Now we load the libraries we'll use for data manipulation and plotting, including our new interactivity packages. We also load our own `FlightEDA` module, which contains all the custom functions we've written for this project.

In [None]:
# Load standard libraries for data handling
using CSV, DataFrames, Statistics, Dates, Random

# Load the plotting library
using Plots

# Load libraries for interactive widgets
using Interact, WebIO

# Load our custom module from the 'src' directory
const SRC_DIR = abspath(joinpath(@__DIR__, "..", "src"))
include(joinpath(SRC_DIR, "FlightEDA.jl"))
using .FlightEDA

### 3. Load the Data

We are now ready to load the flight data. For quick analysis, we'll use a small sample file.

In [None]:
# Load the project configuration to get file paths
cfg = FlightEDA.load_config()

# Base directory for relative paths (works even if the notebook is run from notebooks/)
BASE_DIR = normpath(joinpath(@__DIR__, ".."))

# Set to `false` to load the full cleaned dataset instead of the sample
USE_SAMPLE = true

# Resolve the file path relative to the project root
file_to_load = joinpath(BASE_DIR, USE_SAMPLE ? cfg.data.sample_file : cfg.data.cleaned_file)

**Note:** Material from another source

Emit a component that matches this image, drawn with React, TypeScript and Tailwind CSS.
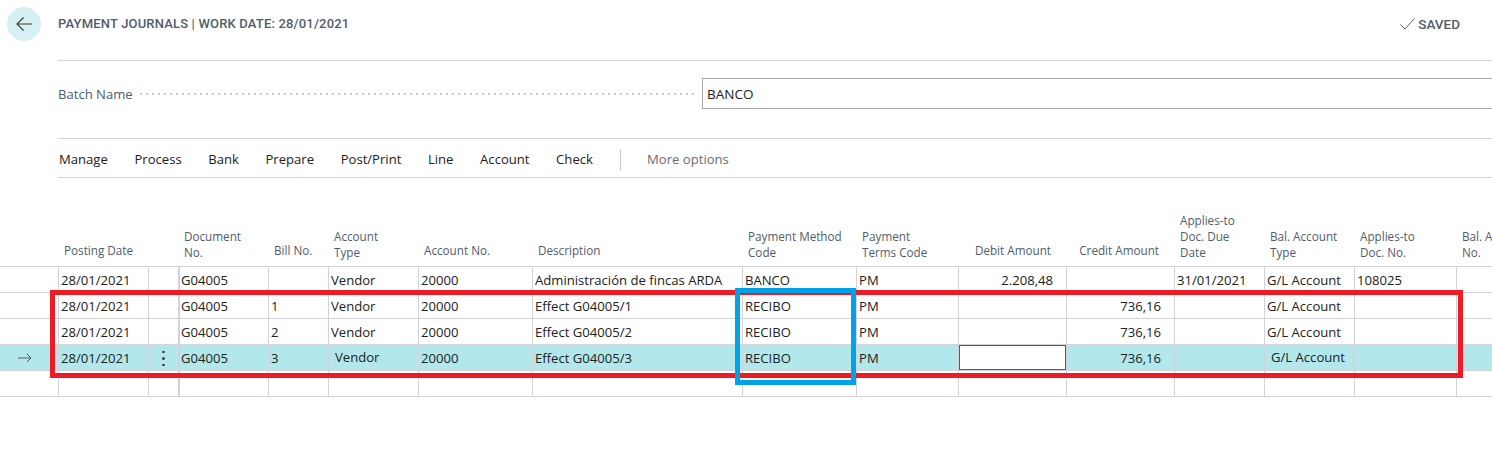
const COLS =
  'grid grid-cols-[58px_90px_30px_90px_60px_90px_114px_210px_114px_102px_108px_108px_90px_90px_102px_100px]';

const MENU = ['Manage', 'Process', 'Bank', 'Prepare', 'Post/Print', 'Line', 'Account', 'Check'];

const HEADERS: { lines: string[]; right?: boolean }[] = [
  { lines: [''] },
  { lines: ['Posting Date'] },
  { lines: [''] },
  { lines: ['Document', 'No.'] },
  { lines: ['Bill No.'] },
  { lines: ['Account', 'Type'] },
  { lines: ['Account No.'] },
  { lines: ['Description'] },
  { lines: ['Payment Method', 'Code'] },
  { lines: ['Payment', 'Terms Code'] },
  { lines: ['Debit Amount'], right: true },
  { lines: ['Credit Amount'], right: true },
  { lines: ['Applies-to', 'Doc. Due', 'Date'] },
  { lines: ['Bal. Account', 'Type'] },
  { lines: ['Applies-to', 'Doc. No.'] },
  { lines: ['Bal. Account', 'No.'] },
];

const ROWS = [
  ['28/01/2021', '', 'G04005', '', 'Vendor', '20000', 'Administración de fincas ARDA', 'BANCO', 'PM', '2.208,48', '', '31/01/2021', 'G/L Account', '108025', ''],
  ['28/01/2021', '', 'G04005', '1', 'Vendor', '20000', 'Effect G04005/1', 'RECIBO', 'PM', '', '736,16', '', 'G/L Account', '', ''],
  ['28/01/2021', '', 'G04005', '2', 'Vendor', '20000', 'Effect G04005/2', 'RECIBO', 'PM', '', '736,16', '', 'G/L Account', '', ''],
  ['28/01/2021', '', 'G04005', '3', 'Vendor', '20000', 'Effect G04005/3', 'RECIBO', 'PM', '', '736,16', '', 'G/L Account', '', ''],
  ['', '', '', '', '', '', '', '', '', '', '', '', '', '', ''],
];

function BackArrow() {
  return (
    <svg width="16" height="14" viewBox="0 0 16 14" fill="none" stroke="#404040" strokeWidth="1.2">
      <path d="M16 7H1M7.6 .5 1 7l6.6 6.5" />
    </svg>
  );
}

function RowArrow() {
  return (
    <svg width="14" height="10" viewBox="0 0 14 10" fill="none" stroke="#505c6d" strokeWidth="1">
      <path d="M0 5h13M8.8 .8 13 5 8.8 9.2" />
    </svg>
  );
}

export default function App() {
  return (
    <div className="relative h-[475px] w-full overflow-hidden bg-white font-['Open_Sans',sans-serif] text-[13.1px] text-[#212121]">
      <div className="pl-[58px]">
        <div className="relative flex h-[61px] items-start justify-between border-b border-[#d4d4d4] pr-[32px] pt-[15px]">
          <button
            type="button"
            className="absolute left-[-51px] top-[7px] flex h-[34px] w-[34px] items-center justify-center rounded-full bg-[#d7f0f3]"
          >
            <BackArrow />
          </button>
          <h1 className="font-['Roboto',sans-serif] text-[13px] font-medium leading-[18px] tracking-[0.17px] text-[#505c6d]">
            PAYMENT JOURNALS | WORK DATE: 28/01/2021
          </h1>
          <div className="flex items-center gap-[3px] font-['Roboto',sans-serif] text-[13.5px] font-medium leading-[18px] text-[#505c6d]">
            <svg width="15" height="12" viewBox="0 0 15 12" fill="none" stroke="#505c6d" strokeWidth="1">
              <path d="M.5 6.5 5 11 14.5 .5" />
            </svg>
            SAVED
          </div>
        </div>

        <div className="flex h-[78px] items-start border-b border-[#d4d4d4] pt-[17px]">
          <span className="w-[80px] pt-[7px] leading-[18px] text-[#505c6d]">Batch Name</span>
          <div className="mt-[15px] h-[2px] w-[556px] bg-[radial-gradient(circle,#c8c8c8_1px,transparent_1px)] bg-[length:6px_2px]" />
          <div className="ml-[8px] mr-[-2px] flex h-[31px] flex-1 items-center border border-[#a8a8a8] pl-[4px] pt-[2px] text-[13.5px]">BANCO</div>
        </div>

        <div className="flex h-[39px] items-center gap-[26.6px] border-b border-[#d4d4d4] pl-[1px] pt-[3px]">
          {MENU.map((item) => (
            <span key={item}>{item}</span>
          ))}
          <div className="h-[22px] w-px bg-[#c8c8c8]" />
          <span className="text-[#6b6b6b]">More options</span>
        </div>
      </div>

      <div className="relative">
        <div className={`${COLS} h-[89px] border-b border-[#d2d2d8] text-[11.7px] leading-[16px] text-[#505c6d]`}>
          {HEADERS.map((header, i) => (
            <div
              key={i}
              className={[
                'flex flex-col justify-end overflow-hidden whitespace-nowrap pl-[6px]',
                header.lines.length > 1 ? 'pb-[6px]' : 'pb-[8px]',
                header.right ? 'items-end pr-[15px]' : 'items-start',
              ].join(' ')}
            >
              {header.lines.map((line, j) => (
                <span key={j}>{line}</span>
              ))}
            </div>
          ))}
        </div>

        {ROWS.map((row, r) => {
          const active = r === 3;
          return (
            <div
              key={r}
              className={`${COLS} h-[26px] border-b border-[#d2d2d8] ${active ? 'bg-[#b2e8ec]' : ''}`}
            >
              <div className="flex items-center pl-[18px]">{active ? <RowArrow /> : null}</div>
              {row.map((cell, c) => {
                const amount = c === 9 || c === 10;
                const shifted = active && (c === 4 || c === 12);
                const focused = active && c === 9;
                const padding = c === 1 ? 'pl-0' : c === 2 ? 'pl-[1px]' : shifted ? 'pl-[6px]' : 'pl-[2px]';
                return (
                  <div
                    key={c}
                    className={[
                      'overflow-hidden whitespace-nowrap border-[#d2d2d8]',
                      shifted ? 'leading-[25px]' : 'leading-[27px]',
                      c === 2 ? 'border-l-2' : 'border-l',
                      focused ? '' : padding,
                      amount && !focused ? 'pr-[13px] text-right' : '',
                    ].join(' ')}
                  >
                    {focused ? (
                      <div className="h-full border border-[#00807f] bg-white" />
                    ) : c === 1 && active ? (
                      <span className="flex h-full flex-col items-center justify-center gap-[4px] pt-[2px]">
                        <span className="h-[2.5px] w-[2.5px] rounded-full bg-[#404040]" />
                        <span className="h-[2.5px] w-[2.5px] rounded-full bg-[#404040]" />
                        <span className="h-[2.5px] w-[2.5px] rounded-full bg-[#404040]" />
                      </span>
                    ) : (
                      cell
                    )}
                  </div>
                );
              })}
            </div>
          );
        })}

        <div className="pointer-events-none absolute left-[50px] top-[112px] h-[88px] w-[1413px] border-[5px] border-[#ed1c24]" />
        <div className="pointer-events-none absolute left-[735px] top-[110px] h-[97px] w-[121px] border-[5px] border-[#00a2e8]" />
      </div>
    </div>
  );
}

# Check if the file exists before trying to read it
if !isfile(file_to_load)
    error("Data file not found: $(file_to_load). You may need to run the cleaning script first or check your config.")
end

# Read the CSV file into a DataFrame and time the operation
println("Loading data from: $file_to_load")
@time df = CSV.read(file_to_load, DataFrame)

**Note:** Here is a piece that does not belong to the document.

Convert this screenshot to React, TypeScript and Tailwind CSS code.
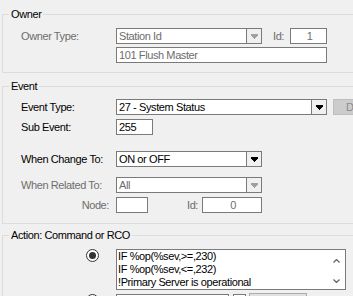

println("\nLoaded $(nrow(df)) rows and $(ncol(df)) columns.")
first(df, 5)

### 4. Clean Data and Engineer Features

The raw data needs some preparation before it's ready for analysis. We'll use the `enrich_features!` function from our `FlightEDA` module to add new columns.

In [None]:
# Use the function from our module to add new features to the DataFrame.
enrich_features!(df)

# Display the first few rows to see the new columns
println("DataFrame after adding features:")
first(df, 5)

### 5. Quick Data Quality Check

Let's perform a quick check on the data to see summary statistics and the number of missing values in each column.

In [None]:
# The describe function gives a statistical summary of the DataFrame
describe(df, :nmissing, :min, :median, :max, :mean)

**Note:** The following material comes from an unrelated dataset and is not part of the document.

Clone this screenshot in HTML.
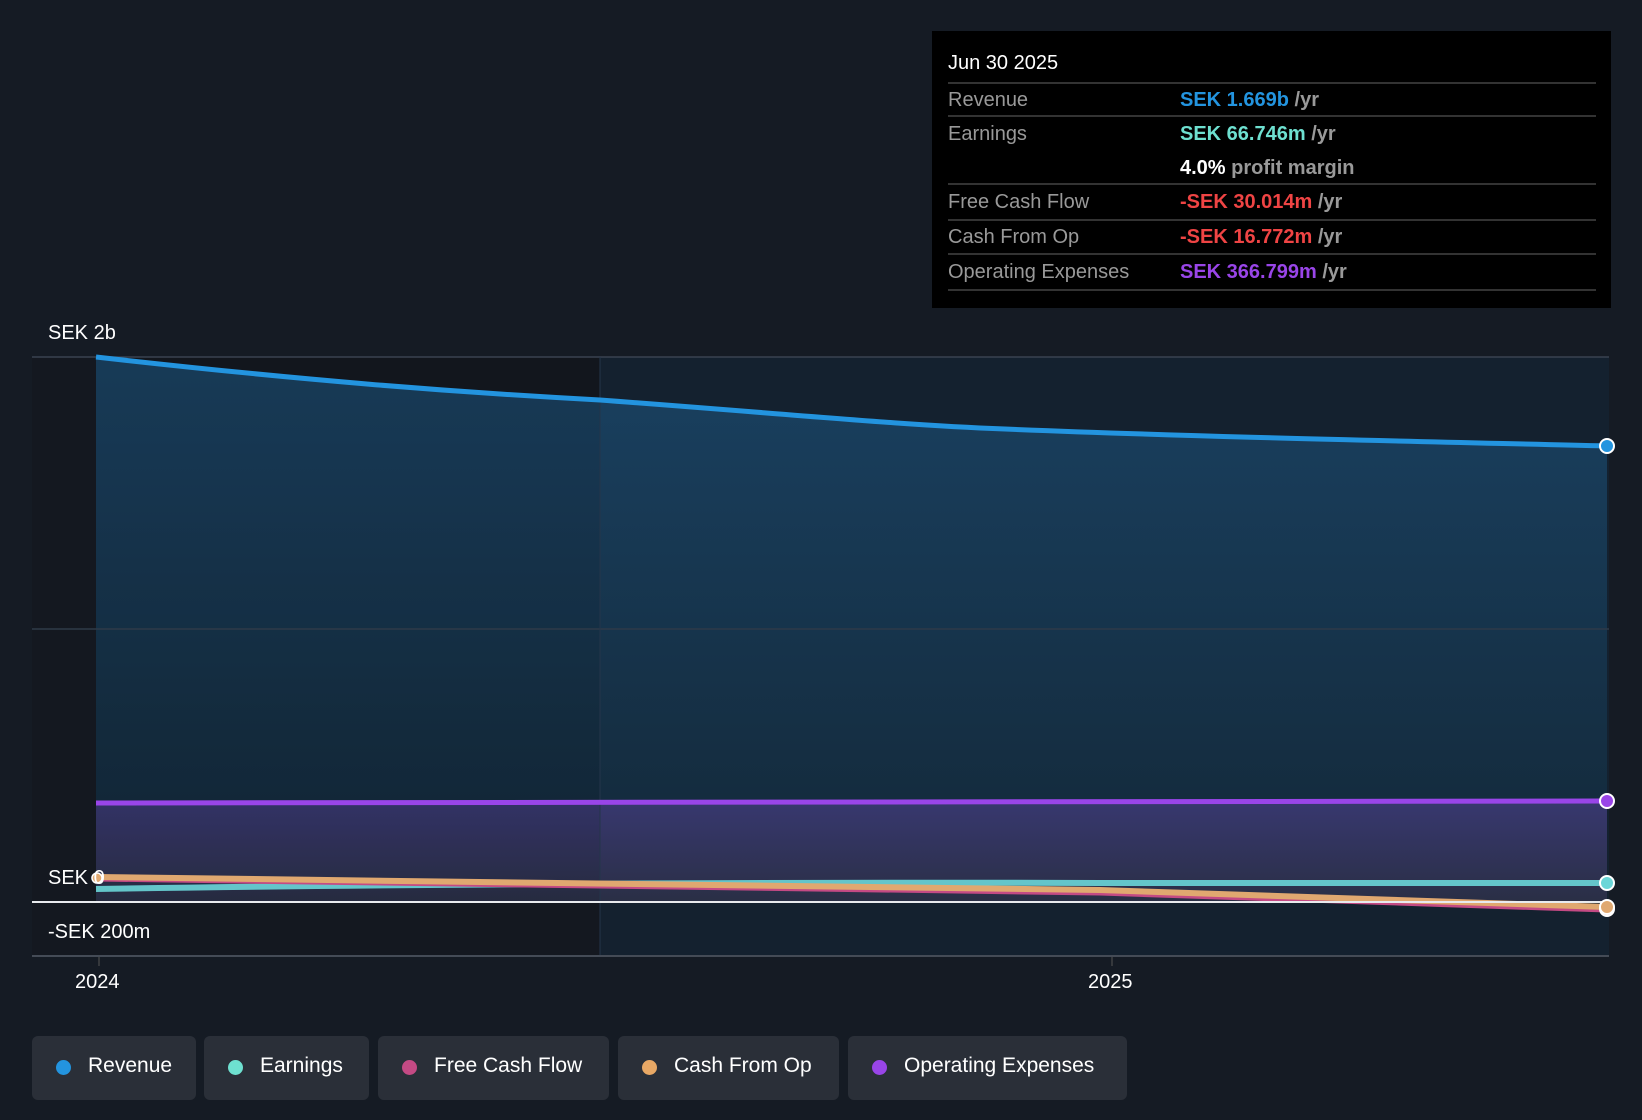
<!DOCTYPE html>
<html><head><meta charset="utf-8"><style>
body{margin:0;width:1642px;height:1120px;background:#151b24;font-family:"Liberation Sans",sans-serif;overflow:hidden;position:relative}
.tt{position:absolute;left:932px;top:31px;width:679px;height:277px;background:#000}
.tt .h{position:absolute;left:16px;top:21px;color:#fff;font-size:20px}
.row{position:absolute;left:16px;width:648px;border-top:2px solid #333;color:#999;font-size:20px}
.row span{position:absolute;left:232px;font-weight:bold}
.lbl{position:absolute;color:#fff;font-size:20px}
.leg{position:absolute;top:1036px;height:64px;background:#2a2f38;border-radius:6px;color:#fff;font-size:21px;line-height:60px;box-sizing:border-box;padding-left:56px}
.leg i{position:absolute;left:24px;top:24px;width:15px;height:15px;border-radius:50%}
</style></head><body>
<svg width="1642" height="1120" style="position:absolute;left:0;top:0">
<defs>
<linearGradient id="rg" x1="0" y1="0" x2="0" y2="1"><stop offset="0" stop-color="#1a4466"/><stop offset="1" stop-color="#132838"/></linearGradient>
<linearGradient id="og" x1="0" y1="0" x2="0" y2="1"><stop offset="0" stop-color="#3e3a78"/><stop offset="1" stop-color="#2e3048"/></linearGradient>
</defs>
<rect x="32" y="357" width="568" height="599" fill="#141820"/>
<rect x="600" y="357" width="1009" height="599" fill="#14212f"/>
<path d="M96,357 C300,380 450,392 600,400 C800,415 900,425 1005,429 C1200,437 1400,441 1607,446 L1607,901 L96,901Z" fill="url(#rg)" opacity="0.9"/>
<path d="M96,803 L1607,801 L1607,901 L96,901Z" fill="url(#og)" opacity="0.85"/>
<rect x="96" y="357" width="504" height="545" fill="#000" opacity="0.08"/>
<line x1="32" y1="357" x2="1609" y2="357" stroke="#3a4250" stroke-width="1.5"/>
<line x1="32" y1="629" x2="1609" y2="629" stroke="#2e3a48" stroke-width="1.5"/>
<line x1="600" y1="357" x2="600" y2="956" stroke="#24354a" stroke-width="1"/>
<path d="M96,357 C300,380 450,392 600,400 C800,415 900,425 1005,429 C1200,437 1400,441 1607,446" fill="none" stroke="#2394df" stroke-width="5"/>
<path d="M96,803 L1607,801" stroke="#9945e8" stroke-width="5"/>
<path d="M96,889 C400,884 800,882 1100,883 L1607,883" fill="none" stroke="#6ad6d8" stroke-width="6" opacity="0.9"/>
<path d="M96,879 C500,886 900,888 1100,893 C1300,900 1450,905 1607,910" fill="none" stroke="#c44a84" stroke-width="5"/>
<path d="M96,877 C500,882 900,886 1100,890 C1300,896 1450,902 1607,907" fill="none" stroke="#e0a870" stroke-width="6"/>
<line x1="32" y1="902" x2="1609" y2="902" stroke="#e8eaee" stroke-width="2"/>
<line x1="32" y1="956" x2="1609" y2="956" stroke="#444b56" stroke-width="2"/>
<line x1="99" y1="957" x2="99" y2="966" stroke="#555" stroke-width="1"/>
<line x1="1112" y1="957" x2="1112" y2="966" stroke="#555" stroke-width="1"/>
<circle cx="1607" cy="446" r="7" fill="#2394df" stroke="#fff" stroke-width="2"/>
<circle cx="1607" cy="801" r="7" fill="#9945e8" stroke="#fff" stroke-width="2"/>
<circle cx="1607" cy="883" r="7" fill="#6ad6d8" stroke="#fff" stroke-width="2"/>
<circle cx="1607" cy="909" r="7" fill="#c44a84" stroke="#fff" stroke-width="2"/>
<circle cx="1607" cy="907" r="7" fill="#e0a870" stroke="#fff" stroke-width="2"/>
<circle cx="97" cy="878" r="5" fill="#e0a870" stroke="#fff" stroke-width="1.5"/>
</svg>
<div class="lbl" style="left:48px;top:322px">SEK 2b</div>
<div class="lbl" style="left:48px;top:867px">SEK 0</div>
<div class="lbl" style="left:48px;top:921px">-SEK 200m</div>
<div class="lbl" style="left:75px;top:971px">2024</div>
<div class="lbl" style="left:1088px;top:971px">2025</div>
<div class="tt">
<div class="h">Jun 30 2025</div>
<div class="row" style="top:51px;height:32px;line-height:32px">Revenue<span style="color:#2394df">SEK 1.669b <b style="color:#999">/yr</b></span></div>
<div class="row" style="top:84px;height:66px;line-height:34px">Earnings<span style="color:#6ee0d0">SEK 66.746m <b style="color:#999">/yr</b><br><b style="color:#fff">4.0%</b> <b style="color:#999">profit margin</b></span></div>
<div class="row" style="top:152px;height:34px;line-height:34px">Free Cash Flow<span style="color:#ef4444">-SEK 30.014m <b style="color:#999">/yr</b></span></div>
<div class="row" style="top:188px;height:32px;line-height:32px">Cash From Op<span style="color:#ef4444">-SEK 16.772m <b style="color:#999">/yr</b></span></div>
<div class="row" style="top:222px;height:34px;line-height:34px;border-bottom:2px solid #333">Operating Expenses<span style="color:#9945e8">SEK 366.799m <b style="color:#999">/yr</b></span></div>
</div>
<div class="leg" style="left:32px;width:164px"><i style="background:#2394df"></i>Revenue</div>
<div class="leg" style="left:204px;width:165px"><i style="background:#6ee0d0"></i>Earnings</div>
<div class="leg" style="left:378px;width:231px"><i style="background:#c44a84"></i>Free Cash Flow</div>
<div class="leg" style="left:618px;width:221px"><i style="background:#e8a865"></i>Cash From Op</div>
<div class="leg" style="left:848px;width:279px"><i style="background:#9945e8"></i>Operating Expenses</div>
</body></html>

### 6. Static Visualizations

First, we'll create some static plots to get a general overview of the data.

In [None]:
# Ensure the directory for saving plots exists
plot_dir = cfg.plots.dir
mkpath(plot_dir)

println("Plots will be saved to: $plot_dir")

In [None]:
FlightEDA.plot_arrival_delay_histogram(df, cfg.plots.delay_lower, cfg.plots.delay_upper, plot_dir)
current()

In [None]:
FlightEDA.plot_average_delay_by_hour(df, plot_dir)
current()

### 7. Interactive Analysis

Now let's add some interactivity. The widget below allows you to select a specific airline and see its average delay pattern by hour. This is much more powerful than a static plot, as it lets you compare airlines directly.

In [None]:
# Get a list of unique airline carriers to populate the dropdown
airlines = unique(skipmissing(df.op_unique_carrier))

# @manipulate creates an interactive widget.
# For each item in the `airline_picker` dropdown, it will re-run the code block.
@manipulate for airline_picker in dropdown(airlines)
    # Filter the DataFrame for the selected airline
    df_filtered = filter(:op_unique_carrier => ==(airline_picker), df)
    
    # Group by hour and calculate the mean arrival delay
    df_grouped = combine(groupby(df_filtered, :hour_of_day), :arr_delay => (mean ∘ skipmissing) => :mean_delay)
    sort!(df_grouped, :hour_of_day)
    
    # Create the plot
    plot(df_grouped.hour_of_day, df_grouped.mean_delay, 
        marker=:circle, 
        xlabel="Hour of Day", 
        ylabel="Average Delay (min)",
        title="Average Delay by Hour for $(airline_picker)",
        legend=false,
        grid=true
    )
end

### 8. Summary & Next Steps

This notebook demonstrates a basic workflow for our flight delay analysis, including static and interactive plots. From here, you can:

- **Use the full dataset** by setting `USE_SAMPLE = false` for a more comprehensive analysis.
- **Generate all plots** by running `FlightEDA.generate_plots(cfg, df)`.
- **Add more interactive widgets** to explore other features like origin airport or day of the week.